** START OF INPUT DATA **

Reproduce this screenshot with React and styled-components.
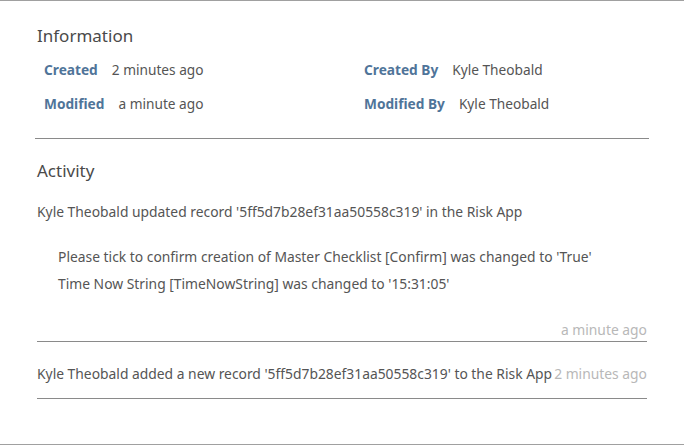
import React from "react";
import styled, { createGlobalStyle } from "styled-components";

const Global = createGlobalStyle`
  html, body {
    margin: 0;
    padding: 0;
    background: #fff;
  }
  body {
    font-family: "Noto Sans", "Open Sans", sans-serif;
    color: #555;
  }
`;

const Card = styled.div`
  box-sizing: border-box;
  width: 684px;
  height: 445px;
  border-top: 1px solid #a0a0a0;
  border-bottom: 1px solid #a0a0a0;
  background: #fff;
`;

const Section = styled.section`
  margin: 0 35px;
  padding: ${(p) => p.$pad || "0"};
  border-bottom: ${(p) => (p.$divider ? "1px solid #8a8a8a" : "none")};
`;

const Heading = styled.h3`
  margin: 0 0 0 2px;
  font-size: 17px;
  font-weight: 400;
  line-height: 22px;
  color: #4a4a4a;
`;

const InfoGrid = styled.div`
  display: grid;
  grid-template-columns: 320px 1fr;
  row-gap: 12px;
  margin-top: 11px;
  padding-left: 9px;
`;

const Field = styled.div`
  display: flex;
  align-items: center;
  height: 22px;
  font-size: 13.7px;
`;

const Label = styled.span`
  font-weight: 700;
  color: #4f7499;
  margin-right: 14px;
`;

const Value = styled.span`
  color: #555;
`;

const Entry = styled.div`
  margin-left: 2px;
  padding-top: ${(p) => p.$top || "0"};
  border-bottom: 1px solid #8a8a8a;
  font-size: 13.85px;
  color: #555;
`;

const EntryLine = styled.div`
  display: flex;
  justify-content: space-between;
  white-space: nowrap;
  line-height: 22px;
  padding-bottom: ${(p) => p.$bottom || "0"};
`;

const Changes = styled.ul`
  list-style: none;
  margin: 23px 0 0 21px;
  padding: 0;
  li {
    line-height: 22px;
    margin-bottom: 5px;
  }
`;

const Time = styled.div`
  text-align: right;
  color: #b8b8b8;
  line-height: 22px;
  margin-top: ${(p) => p.$top || "0"};
`;

const Stamp = styled.span`
  color: #b8b8b8;
`;

export default function App() {
  return (
    <>
      <Global />
      <Card>
        <Section $pad="24px 0 24px" $divider>
          <Heading>Information</Heading>
          <InfoGrid>
            <Field>
              <Label>Created</Label>
              <Value>2 minutes ago</Value>
            </Field>
            <Field>
              <Label>Created By</Label>
              <Value>Kyle Theobald</Value>
            </Field>
            <Field>
              <Label>Modified</Label>
              <Value>a minute ago</Value>
            </Field>
            <Field>
              <Label>Modified By</Label>
              <Value>Kyle Theobald</Value>
            </Field>
          </InfoGrid>
        </Section>
        <Section $pad="21px 2px 0 0">
          <Heading>Activity</Heading>
          <Entry $top="19px">
            <EntryLine>
              Kyle Theobald updated record '5ff5d7b28ef31aa50558c319' in the Risk App
            </EntryLine>
            <Changes>
              <li>
                Please tick to confirm creation of Master Checklist [Confirm] was changed to 'True'
              </li>
              <li>Time Now String [TimeNowString] was changed to '15:31:05'</li>
            </Changes>
            <Time $top="24px">a minute ago</Time>
          </Entry>
          <Entry $top="21px">
            <EntryLine $bottom="13px">
              <span>
                Kyle Theobald added a new record '5ff5d7b28ef31aa50558c319' to the Risk App
              </span>
              <Stamp>2 minutes ago</Stamp>
            </EntryLine>
          </Entry>
        </Section>
      </Card>
    </>
  );
}
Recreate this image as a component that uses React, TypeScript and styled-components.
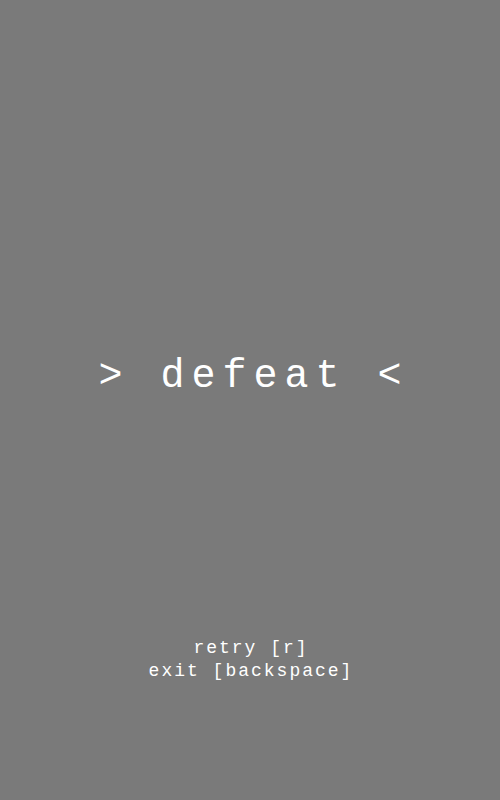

** END OF INPUT DATA **

Copy the records above exactly, leaving out every picture.

Reproduce this screenshot with React and styled-components.
import React from "react";
import styled, { createGlobalStyle } from "styled-components";

const Global = createGlobalStyle`
  html, body {
    margin: 0;
    padding: 0;
    background: #fff;
  }
  body {
    font-family: "Noto Sans", "Open Sans", sans-serif;
    color: #555;
  }
`;

const Card = styled.div`
  box-sizing: border-box;
  width: 684px;
  height: 445px;
  border-top: 1px solid #a0a0a0;
  border-bottom: 1px solid #a0a0a0;
  background: #fff;
`;

const Section = styled.section`
  margin: 0 35px;
  padding: ${(p) => p.$pad || "0"};
  border-bottom: ${(p) => (p.$divider ? "1px solid #8a8a8a" : "none")};
`;

const Heading = styled.h3`
  margin: 0 0 0 2px;
  font-size: 17px;
  font-weight: 400;
  line-height: 22px;
  color: #4a4a4a;
`;

const InfoGrid = styled.div`
  display: grid;
  grid-template-columns: 320px 1fr;
  row-gap: 12px;
  margin-top: 11px;
  padding-left: 9px;
`;

const Field = styled.div`
  display: flex;
  align-items: center;
  height: 22px;
  font-size: 13.7px;
`;

const Label = styled.span`
  font-weight: 700;
  color: #4f7499;
  margin-right: 14px;
`;

const Value = styled.span`
  color: #555;
`;

const Entry = styled.div`
  margin-left: 2px;
  padding-top: ${(p) => p.$top || "0"};
  border-bottom: 1px solid #8a8a8a;
  font-size: 13.85px;
  color: #555;
`;

const EntryLine = styled.div`
  display: flex;
  justify-content: space-between;
  white-space: nowrap;
  line-height: 22px;
  padding-bottom: ${(p) => p.$bottom || "0"};
`;

const Changes = styled.ul`
  list-style: none;
  margin: 23px 0 0 21px;
  padding: 0;
  li {
    line-height: 22px;
    margin-bottom: 5px;
  }
`;

const Time = styled.div`
  text-align: right;
  color: #b8b8b8;
  line-height: 22px;
  margin-top: ${(p) => p.$top || "0"};
`;

const Stamp = styled.span`
  color: #b8b8b8;
`;

export default function App() {
  return (
    <>
      <Global />
      <Card>
        <Section $pad="24px 0 24px" $divider>
          <Heading>Information</Heading>
          <InfoGrid>
            <Field>
              <Label>Created</Label>
              <Value>2 minutes ago</Value>
            </Field>
            <Field>
              <Label>Created By</Label>
              <Value>Kyle Theobald</Value>
            </Field>
            <Field>
              <Label>Modified</Label>
              <Value>a minute ago</Value>
            </Field>
            <Field>
              <Label>Modified By</Label>
              <Value>Kyle Theobald</Value>
            </Field>
          </InfoGrid>
        </Section>
        <Section $pad="21px 2px 0 0">
          <Heading>Activity</Heading>
          <Entry $top="19px">
            <EntryLine>
              Kyle Theobald updated record '5ff5d7b28ef31aa50558c319' in the Risk App
            </EntryLine>
            <Changes>
              <li>
                Please tick to confirm creation of Master Checklist [Confirm] was changed to 'True'
              </li>
              <li>Time Now String [TimeNowString] was changed to '15:31:05'</li>
            </Changes>
            <Time $top="24px">a minute ago</Time>
          </Entry>
          <Entry $top="21px">
            <EntryLine $bottom="13px">
              <span>
                Kyle Theobald added a new record '5ff5d7b28ef31aa50558c319' to the Risk App
              </span>
              <Stamp>2 minutes ago</Stamp>
            </EntryLine>
          </Entry>
        </Section>
      </Card>
    </>
  );
}
Recreate this image as a component that uses React, TypeScript and styled-components.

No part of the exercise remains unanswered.